Thursday, U.S. Securities and Exchange Commission Chairman Mary L. Schapiro presented, "Testimony Concerning the State of the Financial Crisis Before the Financial Crisis Inquiry Commission." She discusses money funds at a couple different points in her comments, and provides an update on the status of the President's Working Group Report and the SEC's Money Market Fund Reforms.

Under "Enforcements," Shapiro's comments discuss "Reserve Primary Fund." She says, "On May 5, 2009 the SEC charged the managers of the Reserve Primary Fund for allegedly failing to properly disclose to investors and trustees material facts relating to the value of the fund's investments in Lehman-backed paper. The Reserve Primary Fund, a $62 billion money market fund, became illiquid when it was unable to meet investor requests for substantial redemptions following the Lehman bankruptcy. Shortly thereafter, the Reserve Primary Fund declared that it had 'broken the buck' because its net asset value had fallen below a $1.00. In bringing the enforcement action, the SEC sought to expedite the distribution of the fund's remaining assets to investors by proposing a pro-rata distribution plan. On November 25, a federal judge in New York endorsed the SEC's approach, which should result in an estimated return of at least 99 cents on the dollar for all shareholders who have not had their redemption requests fulfilled, regardless of when they submitted those redemption requests."

Shapiro comments in section "IV. Regulation of Financial Products" under "Money Market Funds," "Money Market Funds Are Not Risk-Free and Can Be Subject to Runs. As discussed above, in the wake of the Lehman Brothers bankruptcy in September 2008, the net asset value of the Reserve Primary Fund, a money market fund, fell below $1.00 a share, or "broke the buck." At the time of the announcement of the Lehman Brothers bankruptcy, the Reserve Primary Fund held 1.2 percent of its assets in commercial paper issued by Lehman Brothers. This event, combined with the general paralysis of the short-term credit markets and a concern that other financial institutions might fail, revealed the potential of money market funds to be subject to runs, i.e., broad-based and large-scale requests for redemptions that challenge money market funds' ability to return proceeds at the anticipated $1.00 value."

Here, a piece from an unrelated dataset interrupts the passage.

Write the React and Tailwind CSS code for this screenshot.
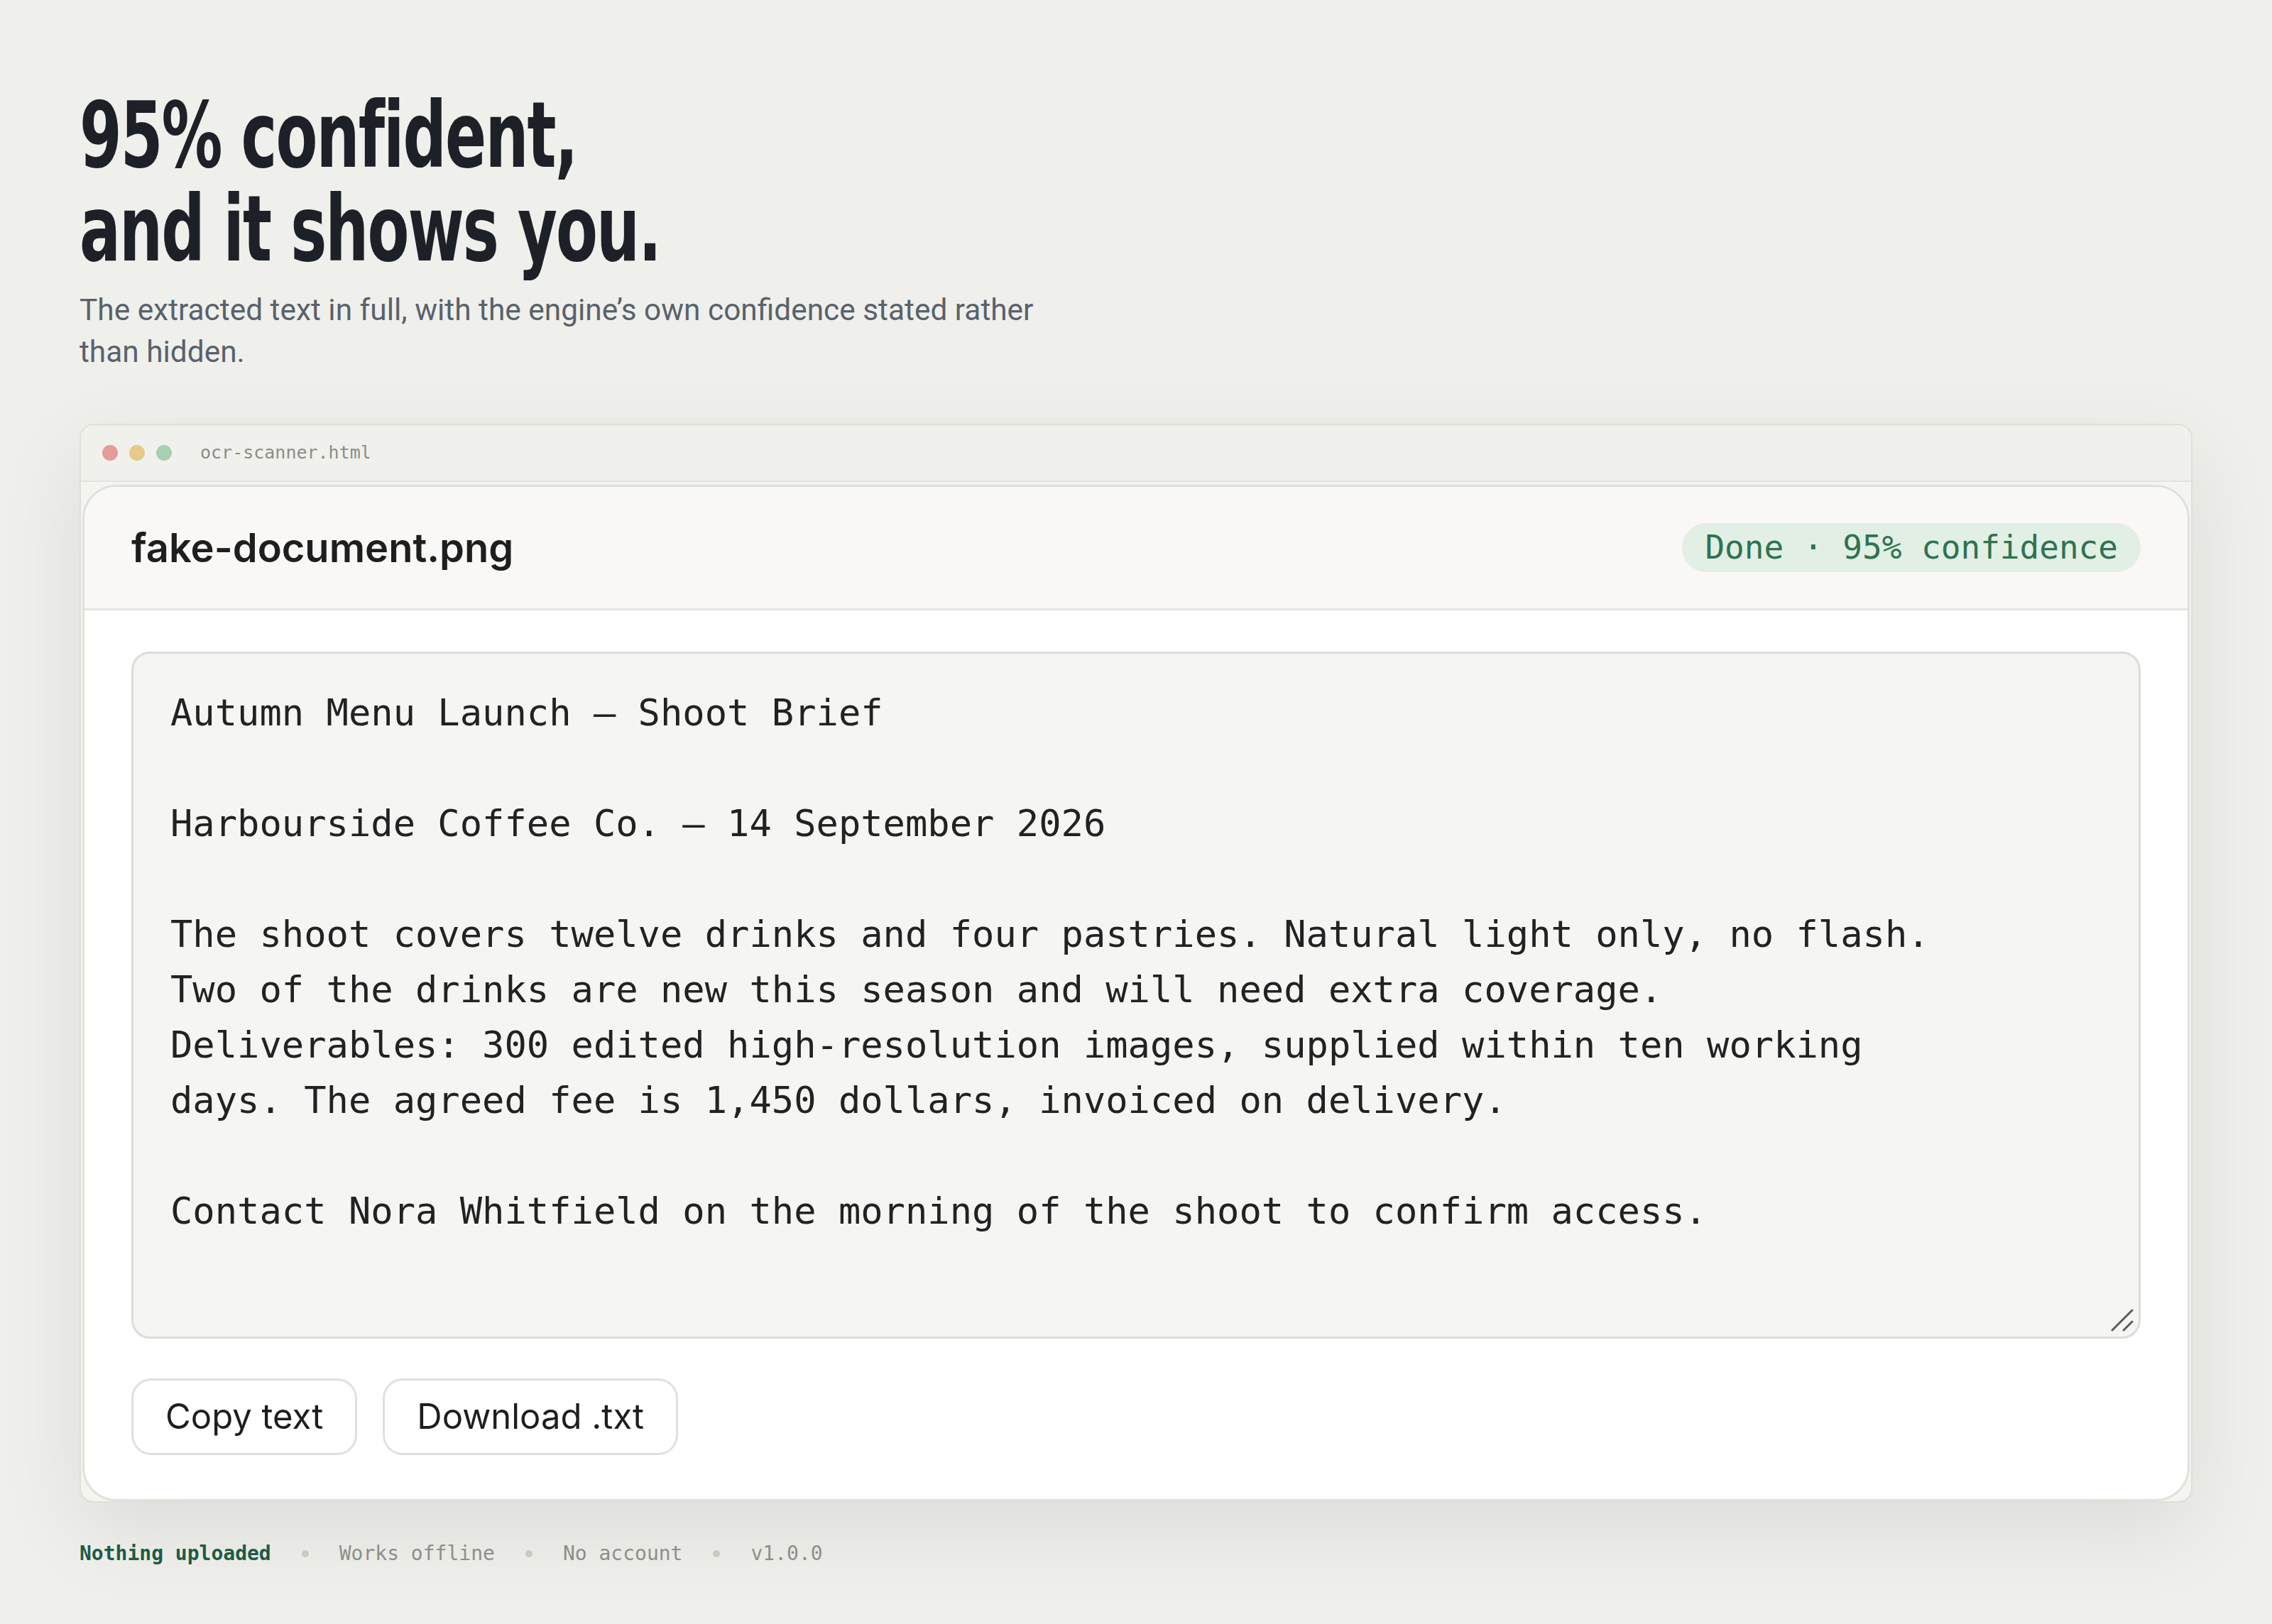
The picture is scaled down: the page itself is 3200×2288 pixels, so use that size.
import React from 'react';

const docText = `Autumn Menu Launch — Shoot Brief

Harbourside Coffee Co. – 14 September 2026

The shoot covers twelve drinks and four pastries. Natural light only, no flash.
Two of the drinks are new this season and will need extra coverage.
Deliverables: 300 edited high-resolution images, supplied within ten working
days. The agreed fee is 1,450 dollars, invoiced on delivery.

Contact Nora Whitfield on the morning of the shoot to confirm access.`;

const mono = { fontFamily: '"DejaVu Sans Mono", "Liberation Mono", monospace' };
const sans = { fontFamily: 'Inter, "Liberation Sans", sans-serif' };

const ResizeGrip = () => (
    <svg width="34" height="34" viewBox="0 0 34 34" className="absolute right-[6px] bottom-[6px]">
        <line x1="3" y1="31" x2="31" y2="3" stroke="#5b5b5b" strokeWidth="3" strokeLinecap="round" />
        <line x1="19" y1="31" x2="31" y2="19" stroke="#5b5b5b" strokeWidth="3" strokeLinecap="round" />
    </svg>
);

const Dot = () => <span className="h-[10px] w-[10px] rounded-full bg-[#c8cac4]" />;

const App = () => {
    return (
        <div className="min-h-screen w-full bg-[#eff0eb] px-[112px] pt-[125px] pb-[60px]">
            {/* Hero heading */}
            <h1
                className="origin-left scale-x-[0.745] whitespace-nowrap text-[128px] leading-[132px] font-bold tracking-[-0.02em] text-[#1d2127]"
                style={{ fontFamily: '"DejaVu Sans Condensed", "DejaVu Sans", sans-serif' }}
            >
                <span className="block">95% confident,</span>
                <span className="block">and it shows you.</span>
            </h1>
            <p
                className="mt-[18px] max-w-[1410px] text-[42.4px] leading-[59px] text-[#59626b]"
                style={{ fontFamily: 'Roboto, "Liberation Sans", sans-serif' }}
            >
                The extracted text in full, with the engine’s own confidence stated rather than hidden.
            </p>

            {/* Browser window */}
            <div className="mt-[72px] rounded-[20px] border-2 border-[#dfe0da] bg-[#f4f4f1] shadow-[0_40px_120px_rgba(0,0,0,0.08)] overflow-hidden">
                <div className="flex h-[80px] items-center gap-[40px] border-b-2 border-[#e2e3dd] bg-[#f0f1ec] px-[30px]">
                    <div className="flex gap-[16px]">
                        <span className="h-[22px] w-[22px] rounded-full bg-[#e39c99]" />
                        <span className="h-[22px] w-[22px] rounded-full bg-[#e7c98a]" />
                        <span className="h-[22px] w-[22px] rounded-full bg-[#a7cfb1]" />
                    </div>
                    <span className="text-[25px] text-[#8b8d88]" style={mono}>ocr-scanner.html</span>
                </div>

                <div className="px-[2px] pt-[4px]">
                    {/* App card */}
                    <div className="rounded-[48px] border-[3px] border-[#e0e0dc] bg-white overflow-hidden">
                        <div className="flex h-[174px] items-center justify-between border-b-[3px] border-[#e4e4e0] bg-[#f9f8f6] px-[66px]">
                            <span className="text-[56px] font-semibold text-[#1e1e1e]" style={sans}>
                                fake-document.png
                            </span>
                            <span
                                className="flex h-[69px] items-center rounded-full bg-[#e1efe5] px-[32px] text-[46px] text-[#2e7350]"
                                style={mono}
                            >
                                Done · 95% confidence
                            </span>
                        </div>

                        <div className="px-[66px] pt-[58px] pb-[62px]">
                            <div className="relative h-[968px] rounded-[26px] border-[3px] border-[#dcdcd8] bg-[#f5f5f3] px-[52px] pt-[44px]">
                                <div className="whitespace-pre text-[52.1px] leading-[78px] text-[#222222]" style={mono}>
                                    {docText}
                                </div>
                                <ResizeGrip />
                            </div>

                            <div className="mt-[56px] flex gap-[36px]" style={sans}>
                                <button className="h-[108px] rounded-[28px] border-[3px] border-[#e0e0dc] bg-white px-[45px] text-[49px] text-[#1e1e1e]">
                                    Copy text
                                </button>
                                <button className="h-[108px] rounded-[28px] border-[3px] border-[#e0e0dc] bg-white px-[45px] text-[49px] text-[#1e1e1e]">
                                    Download .txt
                                </button>
                            </div>
                        </div>
                    </div>
                </div>
            </div>

            {/* Footer */}
            <div className="mt-[52px] flex items-center gap-[43px] text-[28px] leading-[40px]" style={mono}>
                <span className="font-bold text-[#1f5a48]">Nothing uploaded</span>
                <Dot />
                <span className="text-[#8d8f8a]">Works offline</span>
                <Dot />
                <span className="text-[#8d8f8a]">No account</span>
                <Dot />
                <span className="text-[#8d8f8a]">v1.0.0</span>
            </div>
        </div>
    );
};

export default App;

She continues, "This event also revealed the general lack of appreciation by many investors that money market funds could return less than the $1.00 per share originally invested. In addition, the demise of the Reserve Primary Fund and the money market fund run that followed highlighted the benefit of halting redemptions once a money market fund has broken the buck. It also revealed the importance of providing an orderly wind-down of the fund's operations in order to preserve shareholder value and avoid a larger contagion in the short term credit markets."

Shapiro says, "The run on money market funds during the week of September 15, 2008 was stemmed in part by the announcement of the Treasury Temporary Guarantee Program for Money Market Funds, which provided a guarantee to money market fund investors up to the amount of assets they held in any money market fund as of September 19, 2008. On the same date, the Federal Reserve Board announced the creation of the Asset-backed Commercial Paper Money Market Mutual Fund Liquidity Facility (AMLF). This program also helped to create liquidity and stem the run on money market funds by extending credit to U.S. banks and bank holding companies to finance their purchases of high-quality asset backed commercial paper from money market funds. The Treasury Temporary Guarantee Program expired on September 18, 2009, and the AMLF is set to expire on February 1, 2010."

She explains, "The SEC has taken a number of steps to reduce the risks posed by another money market fund run.... In June 2009, the SEC proposed rule amendments to significantly strengthen the risk-limiting conditions of our money market fund rules. In particular, the SEC proposed rules to tighten the credit quality and maturity requirements for money market funds. In addition, the SEC for the first time proposed liquidity standards for money market funds that would mandate that these funds meet both daily and weekly liquidity requirements."

Shapiro says, "The rules also would: require periodic stress testing of money market fund portfolios to identify potential problems; require monthly disclosure of portfolio information and periodic disclosure of more specific net asset value information; and permit funds to halt redemptions if a money market fund 'breaks the buck' in order to stem the motivation for runs. Our proposal also requested comment on a number of other areas relating to the fundamental structure and disclosure requirements of money market funds, including whether funds should disclose their daily mark-to-market net asset value (NAV) (in addition to their $1.00 price); whether to mandate redemptions-in-kind in times of financial crisis to reduce run risk; and whether money market funds should have floating NAVs instead of the current stable $1.00 NAV."

Finally, she says, "Going forward, we expect to consider adoption of our first set of money market fund reforms in early 2010, with consideration of more fundamental changes to the structure of money market funds to follow. In addition, the SEC has been working closely with the Federal Reserve Board and President's Working Group on Financial Markets (PWG) on a report assessing possible changes to further reduce the money market fund industry's susceptibility to runs. The SEC will continue to work with the PWG to chart a course toward further reducing the vulnerabilities of money market funds to runs while preserving the benefits they provide participants in the short-term markets."